Have your tools at hand
You don’t want to have to rummage through your drawers to find that one measuring spoon you need.
Wash your hands before you start, wash your hands after handling meat, wash your produce, wash your tools as you go, wash, wash, wash. And keep things tidy.
You will have less work once you finish cooking and it will make your cooking safer.
Don’t try a new recipe on a busy day
You might run into unexpected problems or delays. After work when you’re hungry and only have 30 minutes to prepare dinner is not the time to try something new.
Be ready to fail!
Sometimes recipes just don’t work out. Luckily most can be rescued somehow.
5 tips for freestyling recipes
As I mentioned, recipes are guidelines and you should feel free to change things if you feel like doing it. But there are still a few things you should keep in mind when trying to modify recipes you come across or even want to start creating your own recipes from scratch.
There are always alternatives
No matter what your diet or whatever ingredients you may be missing, there are always alternatives and ways to do things. So don’t despair! Check online and you’ll find options if you can’t think of any.

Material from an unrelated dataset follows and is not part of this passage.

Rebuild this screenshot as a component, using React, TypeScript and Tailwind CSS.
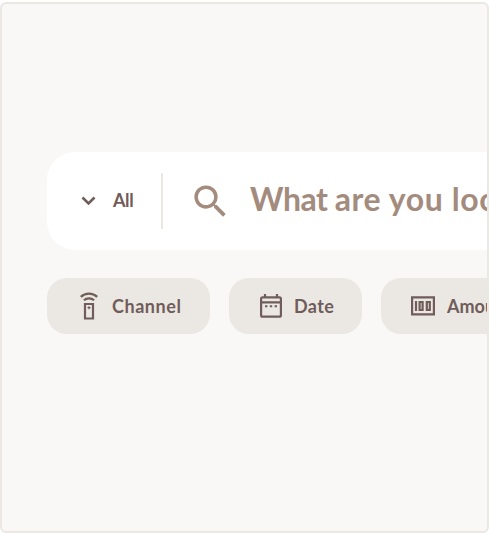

The internet is your friend
When in doubt: use the internet. There are loads of resources you can use when something doesn’t go as planned or you’re missing something.
Don’t go overboard with the modifications
If you’re trying to follow a recipe, don’t change too many things or you’ll end up with something completely different.
Check several recipes for inspiration
Most recipes have a million and one versions (even traditional ones). Check out a few, and come up with your own version. You might like it better than the ones you took inspiration from!
Experiment with only one new ingredient
If you’re trying new ingredients, use only one at a time. That way you will be able to see how it cooks and whether you like the flavour or not. If you combine a bunch of new ingredients, the flavours could get mixed up.